So I am questioning whether the issue regarding the VMs getting locked up is related to the spin-lock kernel panic or not. I've just has the scenario occur again, all VMs are locked up and inaccessible through Serial or VNC terminal. Trying to 'STOP' the VMs leads to a middleware lock-up/timeout, but I've managed keep the TrueNAS frontend up and running this time.

Now, if I go to the VM status page in the UI all the VMs show as being in 'ERROR' state and if I try to start/restart them I get the following error reported in the UI:

Code:

Error: Traceback (most recent call last):
  File "/usr/local/lib/python3.8/site-packages/middlewared/main.py", line 137, in call_method
    result = await self.middleware._call(message['method'], serviceobj, methodobj, params, app=self,
  File "/usr/local/lib/python3.8/site-packages/middlewared/main.py", line 1202, in _call
    return await self.run_in_executor(prepared_call.executor, methodobj, *prepared_call.args)
  File "/usr/local/lib/python3.8/site-packages/middlewared/main.py", line 1106, in run_in_executor
    return await loop.run_in_executor(pool, functools.partial(method, *args, **kwargs))
  File "/usr/local/lib/python3.8/concurrent/futures/thread.py", line 57, in run
    result = self.fn(*self.args, **self.kwargs)
  File "/usr/local/lib/python3.8/site-packages/middlewared/schema.py", line 977, in nf
    return f(*args, **kwargs)
  File "/usr/local/lib/python3.8/site-packages/middlewared/plugins/vm.py", line 1511, in start
    self.ensure_libvirt_connection()
  File "/usr/local/lib/python3.8/site-packages/middlewared/plugins/vm.py", line 1494, in ensure_libvirt_connection
    raise CallError('Failed to connect to libvirt')
middlewared.service_exception.CallError: [EFAULT] Failed to connect to libvirt

Is there any more debugging I can do on this particular scenario before I reboot the whole system to bring my VMs back online?

seb101 · Oct 16, 2020

Folks,

Really could do with some help on this... I haven't been able to keep the system up for more than a couple of days at a time and this also runs my CCTV security system (on a VM).

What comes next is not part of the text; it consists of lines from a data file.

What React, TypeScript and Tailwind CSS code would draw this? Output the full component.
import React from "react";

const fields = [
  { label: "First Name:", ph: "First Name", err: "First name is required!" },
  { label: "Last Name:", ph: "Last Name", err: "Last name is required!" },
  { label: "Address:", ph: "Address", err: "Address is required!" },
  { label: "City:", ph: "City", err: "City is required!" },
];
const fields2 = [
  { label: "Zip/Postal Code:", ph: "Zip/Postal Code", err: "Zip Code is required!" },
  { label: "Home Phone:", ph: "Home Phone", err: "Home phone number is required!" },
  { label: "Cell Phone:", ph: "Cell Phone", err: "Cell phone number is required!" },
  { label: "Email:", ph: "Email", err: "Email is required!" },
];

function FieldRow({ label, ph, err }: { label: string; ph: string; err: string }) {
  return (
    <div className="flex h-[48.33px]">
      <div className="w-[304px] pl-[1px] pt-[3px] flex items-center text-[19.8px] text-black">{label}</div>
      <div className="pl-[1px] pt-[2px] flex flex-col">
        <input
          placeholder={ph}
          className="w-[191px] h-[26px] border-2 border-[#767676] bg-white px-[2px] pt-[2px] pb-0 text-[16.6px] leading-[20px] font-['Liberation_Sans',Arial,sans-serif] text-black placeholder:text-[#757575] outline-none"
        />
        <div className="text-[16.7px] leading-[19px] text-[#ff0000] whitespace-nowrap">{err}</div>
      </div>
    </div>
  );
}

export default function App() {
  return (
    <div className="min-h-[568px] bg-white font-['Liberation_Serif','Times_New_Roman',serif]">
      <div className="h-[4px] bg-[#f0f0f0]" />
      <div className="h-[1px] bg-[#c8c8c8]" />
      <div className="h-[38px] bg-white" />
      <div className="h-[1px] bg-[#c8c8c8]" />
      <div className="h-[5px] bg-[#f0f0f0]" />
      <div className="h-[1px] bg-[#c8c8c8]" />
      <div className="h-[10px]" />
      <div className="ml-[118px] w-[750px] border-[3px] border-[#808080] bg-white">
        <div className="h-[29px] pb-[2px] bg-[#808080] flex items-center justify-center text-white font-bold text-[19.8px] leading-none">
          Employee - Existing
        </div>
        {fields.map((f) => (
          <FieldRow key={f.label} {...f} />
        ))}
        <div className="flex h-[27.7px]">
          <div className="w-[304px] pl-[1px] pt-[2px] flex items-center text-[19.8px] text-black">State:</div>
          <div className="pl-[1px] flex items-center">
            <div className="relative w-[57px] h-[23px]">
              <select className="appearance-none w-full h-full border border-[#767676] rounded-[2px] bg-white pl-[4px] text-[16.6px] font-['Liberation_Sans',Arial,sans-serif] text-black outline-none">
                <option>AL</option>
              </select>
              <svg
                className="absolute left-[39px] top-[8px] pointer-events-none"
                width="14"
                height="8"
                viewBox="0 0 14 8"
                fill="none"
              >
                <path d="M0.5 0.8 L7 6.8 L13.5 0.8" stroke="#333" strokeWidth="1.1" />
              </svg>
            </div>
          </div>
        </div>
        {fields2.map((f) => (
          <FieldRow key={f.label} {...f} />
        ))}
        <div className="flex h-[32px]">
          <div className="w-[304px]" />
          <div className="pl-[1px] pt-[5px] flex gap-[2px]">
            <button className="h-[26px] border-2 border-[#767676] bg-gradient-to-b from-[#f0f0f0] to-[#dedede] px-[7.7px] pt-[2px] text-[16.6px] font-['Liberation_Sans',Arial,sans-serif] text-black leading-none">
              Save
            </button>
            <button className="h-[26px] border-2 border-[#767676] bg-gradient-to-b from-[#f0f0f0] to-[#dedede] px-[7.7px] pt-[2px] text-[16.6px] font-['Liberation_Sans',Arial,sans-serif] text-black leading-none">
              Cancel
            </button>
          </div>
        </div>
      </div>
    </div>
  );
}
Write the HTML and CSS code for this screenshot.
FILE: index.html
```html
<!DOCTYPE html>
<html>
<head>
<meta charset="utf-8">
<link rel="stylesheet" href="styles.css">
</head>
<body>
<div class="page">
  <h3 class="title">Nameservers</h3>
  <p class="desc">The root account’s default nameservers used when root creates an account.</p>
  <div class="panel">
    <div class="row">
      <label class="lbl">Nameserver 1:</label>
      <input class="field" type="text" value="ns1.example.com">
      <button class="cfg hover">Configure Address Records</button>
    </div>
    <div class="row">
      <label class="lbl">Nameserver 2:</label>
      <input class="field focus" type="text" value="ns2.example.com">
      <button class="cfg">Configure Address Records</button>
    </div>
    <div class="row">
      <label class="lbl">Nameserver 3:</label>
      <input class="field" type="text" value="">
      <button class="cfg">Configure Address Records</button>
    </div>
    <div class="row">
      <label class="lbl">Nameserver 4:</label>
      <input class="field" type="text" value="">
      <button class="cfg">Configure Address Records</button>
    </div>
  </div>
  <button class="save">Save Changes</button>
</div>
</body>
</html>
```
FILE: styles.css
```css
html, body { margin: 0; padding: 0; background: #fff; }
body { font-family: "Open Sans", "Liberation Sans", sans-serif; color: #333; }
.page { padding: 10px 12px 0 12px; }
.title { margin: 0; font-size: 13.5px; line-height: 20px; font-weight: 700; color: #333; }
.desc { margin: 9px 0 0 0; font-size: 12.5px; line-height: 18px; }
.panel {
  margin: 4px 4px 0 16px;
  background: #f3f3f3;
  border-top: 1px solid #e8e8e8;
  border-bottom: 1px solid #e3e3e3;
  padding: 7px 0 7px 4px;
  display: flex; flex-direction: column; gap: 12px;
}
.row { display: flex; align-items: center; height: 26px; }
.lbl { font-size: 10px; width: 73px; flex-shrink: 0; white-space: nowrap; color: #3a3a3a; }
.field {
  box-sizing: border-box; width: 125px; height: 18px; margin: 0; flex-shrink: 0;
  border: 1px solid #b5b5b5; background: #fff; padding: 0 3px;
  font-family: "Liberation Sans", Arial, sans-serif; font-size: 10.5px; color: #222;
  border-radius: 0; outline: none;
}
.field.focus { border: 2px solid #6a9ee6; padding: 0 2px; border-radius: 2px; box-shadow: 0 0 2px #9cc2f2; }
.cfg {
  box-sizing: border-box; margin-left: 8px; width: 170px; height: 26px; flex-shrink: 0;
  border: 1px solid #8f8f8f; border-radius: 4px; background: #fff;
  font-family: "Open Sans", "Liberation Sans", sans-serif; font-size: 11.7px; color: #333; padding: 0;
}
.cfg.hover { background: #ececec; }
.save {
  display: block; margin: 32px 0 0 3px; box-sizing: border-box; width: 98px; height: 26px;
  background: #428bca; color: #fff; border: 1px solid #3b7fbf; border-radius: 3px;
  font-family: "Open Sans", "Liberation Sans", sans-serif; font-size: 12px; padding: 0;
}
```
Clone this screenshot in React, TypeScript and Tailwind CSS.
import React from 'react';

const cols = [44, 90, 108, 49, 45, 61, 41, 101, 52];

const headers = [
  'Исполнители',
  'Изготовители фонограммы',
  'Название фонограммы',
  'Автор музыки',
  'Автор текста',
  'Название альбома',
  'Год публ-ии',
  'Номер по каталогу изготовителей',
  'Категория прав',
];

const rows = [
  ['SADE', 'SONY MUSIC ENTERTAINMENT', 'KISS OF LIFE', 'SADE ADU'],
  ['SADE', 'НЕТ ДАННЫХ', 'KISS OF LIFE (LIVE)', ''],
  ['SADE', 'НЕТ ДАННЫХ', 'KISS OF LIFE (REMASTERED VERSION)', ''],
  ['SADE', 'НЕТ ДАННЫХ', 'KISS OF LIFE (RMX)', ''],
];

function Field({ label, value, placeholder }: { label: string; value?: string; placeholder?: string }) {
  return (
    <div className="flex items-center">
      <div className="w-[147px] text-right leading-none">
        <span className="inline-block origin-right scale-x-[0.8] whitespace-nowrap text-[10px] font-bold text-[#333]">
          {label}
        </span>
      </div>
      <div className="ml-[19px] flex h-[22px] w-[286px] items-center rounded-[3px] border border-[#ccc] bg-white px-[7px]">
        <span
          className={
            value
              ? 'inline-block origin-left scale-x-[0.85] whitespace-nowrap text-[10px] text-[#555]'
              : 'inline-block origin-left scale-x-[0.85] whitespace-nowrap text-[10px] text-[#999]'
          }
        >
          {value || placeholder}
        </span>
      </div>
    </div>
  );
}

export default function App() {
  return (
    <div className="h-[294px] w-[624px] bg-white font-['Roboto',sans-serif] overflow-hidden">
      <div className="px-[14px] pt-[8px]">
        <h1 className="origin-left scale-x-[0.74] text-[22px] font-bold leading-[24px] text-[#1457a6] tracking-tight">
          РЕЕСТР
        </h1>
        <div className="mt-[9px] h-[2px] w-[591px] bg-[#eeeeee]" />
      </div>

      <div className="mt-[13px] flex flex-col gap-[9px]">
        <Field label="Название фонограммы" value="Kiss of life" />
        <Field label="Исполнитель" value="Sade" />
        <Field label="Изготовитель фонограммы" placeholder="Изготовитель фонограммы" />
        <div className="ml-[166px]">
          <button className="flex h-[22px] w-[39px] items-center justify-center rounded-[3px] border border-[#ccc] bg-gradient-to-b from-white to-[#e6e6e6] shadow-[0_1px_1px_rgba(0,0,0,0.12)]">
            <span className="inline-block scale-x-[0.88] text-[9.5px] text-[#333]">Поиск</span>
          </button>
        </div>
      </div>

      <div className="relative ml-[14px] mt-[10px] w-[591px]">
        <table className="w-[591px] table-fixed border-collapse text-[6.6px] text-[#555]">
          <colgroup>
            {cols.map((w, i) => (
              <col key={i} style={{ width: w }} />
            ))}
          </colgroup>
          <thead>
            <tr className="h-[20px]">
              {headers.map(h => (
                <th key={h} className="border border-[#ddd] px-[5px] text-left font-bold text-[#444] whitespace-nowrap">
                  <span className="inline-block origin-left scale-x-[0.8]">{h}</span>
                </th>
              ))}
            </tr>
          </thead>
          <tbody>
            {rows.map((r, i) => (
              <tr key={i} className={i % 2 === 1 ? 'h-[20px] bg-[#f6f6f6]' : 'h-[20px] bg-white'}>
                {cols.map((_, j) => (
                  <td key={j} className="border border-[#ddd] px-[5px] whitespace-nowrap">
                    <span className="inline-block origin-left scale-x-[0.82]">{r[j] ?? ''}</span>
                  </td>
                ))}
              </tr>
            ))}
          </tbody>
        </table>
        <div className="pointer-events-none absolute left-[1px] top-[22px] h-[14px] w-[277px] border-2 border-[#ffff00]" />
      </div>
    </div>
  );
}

Had no problems what-so-ever on 11.3 for years.

What system details do you need? Most of it is in my signature already...

Board: Supermicro X10SDV-4C-TLN2F
CPU: Intel Xeon D-1521 (4-core)
RAM: Kingston 64GB ECC
HBA: LSI 9211-8i (Firmware 20.00.07.00-IT)
Boot Pool: 2x Kingston A400 120GB SSD
System/Jails/VM Pool: 2x Samsung 250GB SSD
Pool 1 (Mirror): 2x 6TB HGST Ultrastar 7k6 (6TB usable)
Pool 2 (Mirror): 2x 4TB Ironwolf NAS (4TB usable)
Pool 3 (Mirror): 2x 2TB WD RED (2TB usable)

Brezlord · Oct 16, 2020

Make sure all settings to do with watchdog timer are off/disabled in the Supermicro bios. The watchdog function does not work with FreeBSD. Also make sure memory scrub is disabled.

seb101 · Oct 17, 2020

Brezlord said:
Make sure all settings to do with watchdog timer are off/disabled in the Supermicro bios. The watchdog function does not work with FreeBSD. Also make sure memory scrub is disabled.

Can confirm the watchdog is disabled. Not sure what you mean about disabling memory scrub? Where is that option, BIOS or TrueNAS?

seb101 · Oct 17, 2020

Bug https://jira.ixsystems.com/browse/NAS-107976 raised for this.

seb101 · Oct 17, 2020

OK. So it turns out the SuperMicro boards have TWO watchdogs (which makes sense now why it's called 'Watchdog 2' in the IPMI log). Watchdog 1 is a hardware device controlled by the BIOS, but Watchdog 2 is a feature of the IPMI BMC and made available to the OS through the IPMI interface - it is seemingly not possible to 'hard' disable the IPMI watchdog (no option exists in the config), all source material online suggests that to 'disable it' you simply don't load the kernel module for the IPMI interface, or don't start the Watchdog service.

I can confirm now, that the 2nd Watchdog is indeed being recognised by TrueNAS. Running the command ipmitool mc watchdog get
Gives:

Code:

root@nas[/]# ipmitool mc watchdog get
Watchdog Timer Use:     SMS/OS (0x44)
Watchdog Timer Is:      Started/Running
Watchdog Timer Actions: Power Cycle (0x03)
Pre-timeout interval:   120 seconds
Timer Expiration Flags: 0x10
Initial Countdown:      137 sec
Present Countdown:      132 sec

If I repeatedly run this command, the 'present countdown' ticks down to about 127 seconds, and resets to 137. This indicates the OS is correctly communicating with the IPMI watchdog and responding providing the correct responses every 10 seconds (under normal circumstances) to prevent the Watchdog declaring an error state.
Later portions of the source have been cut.